On this journey I have had friends and family members question why teachers complain so much. After all we get three months off in the summer and only have to be in the classroom seven hours a day. My response is I spend all but two weeks of my summer traveling with students, attending conferences, taking classes, or teaching. As for seven hour days, I know few teachers who can do the work that needs to be done in seven hours. Their families live with a parent whose attention is often split between grading papers, preparing for classes and paying attention to the needs of their own children.
Oh, but I’m “one of the good ones” I have been told. That statement says more about the ignorance of the person uttering it than about the teaching profession. It reminds me of a situation where my brother-in-law was making jokes about lazy Mexicans until he realized he was pounding nails on a hot tin roof with a Mexican-American. He gave the same lame remark... “oh, but you are one of the good ones.” Back peddling at that point does NOT make up for insulting my profession, those who have mentored me, those who have supported me and those who give everything they can give to students everyday.
I have heard even peers question how hard it is to actually be a FILL IN THE BLANK teacher.

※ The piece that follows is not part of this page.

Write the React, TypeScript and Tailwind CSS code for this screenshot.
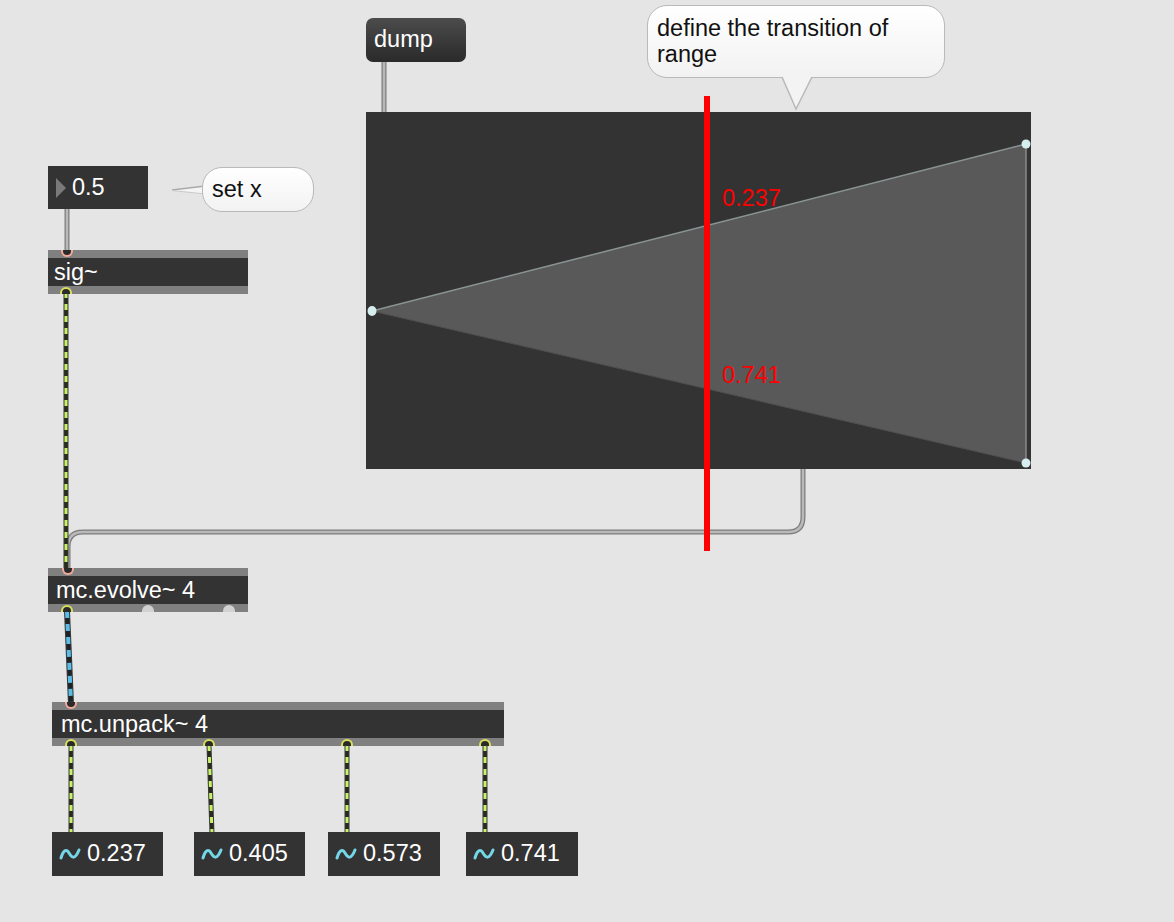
import React from "react";

function SigCord({ d }: { d: string }) {
  return (
    <g fill="none">
      <path d={d} stroke="#3a3a3a" strokeWidth={5} />
      <path d={d} stroke="#262b1b" strokeWidth={3} />
      <path d={d} stroke="#c8f26a" strokeWidth={3} strokeDasharray="6 6" />
    </g>
  );
}

function McCord({ d }: { d: string }) {
  return (
    <g fill="none">
      <path d={d} stroke="#3a3a3a" strokeWidth={6} />
      <path d={d} stroke="#1f2326" strokeWidth={4} />
      <path d={d} stroke="#5bbde6" strokeWidth={4} strokeDasharray="7 6" />
    </g>
  );
}

function CtlCord({ d }: { d: string }) {
  return (
    <g fill="none">
      <path d={d} stroke="#7d7d7d" strokeWidth={5} />
      <path d={d} stroke="#b9b9b9" strokeWidth={2.5} />
    </g>
  );
}

function Wave() {
  return (
    <svg width="22" height="14" viewBox="0 0 22 14" className="shrink-0">
      <path d="M2 11 C 4 4, 7 1, 10 6 S 16 13, 20 3" stroke="#74d6e6" strokeWidth={3} fill="none" strokeLinecap="round" />
    </svg>
  );
}

export default function App() {
  return (
    <div className="relative w-[1174px] h-[922px] overflow-hidden bg-[#e5e5e5] font-['Liberation_Sans',Arial,sans-serif] text-[23.5px]">
      {/* patch cords */}
      <svg className="absolute inset-0 pointer-events-none" width="1174" height="922">
        <CtlCord d="M384 60 V113" />
        <CtlCord d="M67 208 V252" />
        <CtlCord d="M803 469 V517 Q803 532 788 532 H83 Q68 532 68 547 V570" />
        <SigCord d="M66 292 L66 570" />
        <McCord d="M67 611 L71 704" />
        <SigCord d="M71 745 V834" />
        <SigCord d="M209 745 L212 834" />
        <SigCord d="M347 745 V834" />
        <SigCord d="M485 745 V834" />
      </svg>

      {/* dump message */}
      <div className="absolute left-[366px] top-[18px] w-[100px] h-[44px] rounded-[7px] bg-gradient-to-b from-[#4c4c4c] to-[#2a2a2a] text-white flex items-center pl-[8px]">
        dump
      </div>

      {/* comment bubble: define */}
      <div className="absolute left-[647px] top-[5px] w-[298px] h-[73px] rounded-[20px] border-[1.5px] border-[#b9b9b9] bg-gradient-to-b from-white to-[#f2f2f2] text-[#111] leading-[26px] pl-[9px] pt-[9px]">
        define the transition of
        <br />
        range
      </div>
      <svg className="absolute left-[780px] top-[76px]" width="34" height="36">
        <polygon points="2,0 32,0 16,33" fill="#f3f3f3" />
        <polyline points="2,1 16,33 32,1" fill="none" stroke="#b9b9b9" strokeWidth={1.5} />
      </svg>

      {/* function panel */}
      <div className="absolute left-[366px] top-[112px] w-[665px] h-[357px] bg-[#333333]">
        <svg width="665" height="357" className="absolute inset-0">
          <polygon points="6,199 660,32 660,351" fill="#595959" />
          <line x1="6" y1="199" x2="660" y2="32" stroke="#8a9494" strokeWidth={1.5} />
          <line x1="6" y1="199" x2="660" y2="351" stroke="#4f4f4f" strokeWidth={1} />
          <line x1="660" y1="32" x2="660" y2="351" stroke="#8a8a8a" strokeWidth={1.5} />
          <ellipse cx="6" cy="199" rx="4.5" ry="5" fill="#d6eef0" />
          <circle cx="660" cy="32" r="4.5" fill="#d6eef0" />
          <circle cx="660" cy="351" r="4.5" fill="#d6eef0" />
        </svg>
      </div>

      {/* red transition line and values */}
      <div className="absolute left-[704px] top-[96px] w-[6px] h-[455px] bg-[#ff0000]" />
      <div className="absolute left-[722px] top-[187px] leading-none text-[#ff0000]">0.237</div>
      <div className="absolute left-[722px] top-[364px] leading-none text-[#ff0000]">0.741</div>

      {/* number box 0.5 */}
      <div className="absolute left-[48px] top-[166px] w-[100px] h-[43px] bg-[#333333] text-white flex items-center">
        <svg width="24" height="22" className="shrink-0">
          <polygon points="8,1 18,11 8,21" fill="#7a7a7a" />
        </svg>
        <span>0.5</span>
      </div>

      {/* comment bubble: set x */}
      <svg className="absolute left-[170px] top-[183px]" width="36" height="14">
        <polygon points="2,7 35,2 35,12" fill="#f4f4f4" />
        <polyline points="2,7 35,3" fill="none" stroke="#a9a9a9" strokeWidth={1.5} />
        <polyline points="2,7.5 35,11" fill="none" stroke="#c8c8c8" strokeWidth={1} />
      </svg>
      <div className="absolute left-[202px] top-[167px] w-[112px] h-[45px] rounded-[20px] border-[1.5px] border-[#b9b9b9] bg-gradient-to-b from-white to-[#f2f2f2] text-[#111] flex items-center pl-[9px]">
        set x
      </div>

      {/* sig~ */}
      <div className="absolute left-[48px] top-[250px] w-[200px] h-[44px] bg-[#808080] pt-[8px]">
        <div className="h-[28px] bg-[#333333] text-white leading-[28px] pl-[6px]">sig~</div>
        <div className="absolute left-[13px] top-0 w-[12px] h-[7px] rounded-b-full border-2 border-t-0 border-[#f3a99c] bg-[#2a2a2a]" />
        <div className="absolute left-[12px] bottom-0 w-[12px] h-[7px] rounded-t-full border-2 border-b-0 border-[#d9e05c] bg-[#2a2a2a]" />
      </div>

      {/* mc.evolve~ 4 */}
      <div className="absolute left-[48px] top-[568px] w-[200px] h-[44px] bg-[#808080] pt-[8px]">
        <div className="h-[28px] bg-[#333333] text-white leading-[28px] pl-[8px]">mc.evolve~ 4</div>
        <div className="absolute left-[14px] top-0 w-[12px] h-[7px] rounded-b-full border-2 border-t-0 border-[#f3a99c] bg-[#2a2a2a]" />
        <div className="absolute left-[13px] bottom-0 w-[12px] h-[7px] rounded-t-full border-2 border-b-0 border-[#d9e05c] bg-[#2a2a2a]" />
        <div className="absolute left-[94px] bottom-0 w-[12px] h-[7px] rounded-t-full bg-[#d2d2d2]" />
        <div className="absolute left-[175px] bottom-0 w-[12px] h-[7px] rounded-t-full bg-[#d2d2d2]" />
      </div>

      {/* mc.unpack~ 4 */}
      <div className="absolute left-[52px] top-[702px] w-[452px] h-[44px] bg-[#808080] pt-[8px]">
        <div className="h-[28px] bg-[#333333] text-white leading-[28px] pl-[9px]">mc.unpack~ 4</div>
        <div className="absolute left-[13px] top-0 w-[12px] h-[7px] rounded-b-full border-2 border-t-0 border-[#f3a99c] bg-[#2a2a2a]" />
        <div className="absolute left-[13px] bottom-0 w-[12px] h-[7px] rounded-t-full border-2 border-b-0 border-[#d9e05c] bg-[#2a2a2a]" />
        <div className="absolute left-[151px] bottom-0 w-[12px] h-[7px] rounded-t-full border-2 border-b-0 border-[#d9e05c] bg-[#2a2a2a]" />
        <div className="absolute left-[289px] bottom-0 w-[12px] h-[7px] rounded-t-full border-2 border-b-0 border-[#d9e05c] bg-[#2a2a2a]" />
        <div className="absolute left-[427px] bottom-0 w-[12px] h-[7px] rounded-t-full border-2 border-b-0 border-[#d9e05c] bg-[#2a2a2a]" />
      </div>

      {/* number~ boxes */}
      <div className="absolute left-[52px] top-[832px] w-[111px] h-[44px] bg-[#333333] text-white flex items-center gap-[6px] pl-[7px]">
        <Wave />
        <span>0.237</span>
      </div>
      <div className="absolute left-[194px] top-[832px] w-[111px] h-[44px] bg-[#333333] text-white flex items-center gap-[6px] pl-[7px]">
        <Wave />
        <span>0.405</span>
      </div>
      <div className="absolute left-[328px] top-[832px] w-[112px] h-[44px] bg-[#333333] text-white flex items-center gap-[6px] pl-[7px]">
        <Wave />
        <span>0.573</span>
      </div>
      <div className="absolute left-[466px] top-[832px] w-[112px] h-[44px] bg-[#333333] text-white flex items-center gap-[6px] pl-[7px]">
        <Wave />
        <span>0.741</span>
      </div>
    </div>
  );
}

When I hear this I conjure images of other teaching positions... I shudder at the energy level and multi-tasking abilities it takes to be a kindergarten teacher... I cringe at managing 40+ stinking students in and out of a locker room... I mentally shut down at the idea of dealing with the hormonal experiment that is middle school teaching... and I defend my peers because until I have walked in their shoes I cannot understand their journey.
So in the end when I hear my teachers union called a bunch of thugs, I am proud because when if you take away a teachers voice what you will get is a clock-in, clock-out employee. If we are thugs, we are “the good ones” fighting for our students, our families and our communities.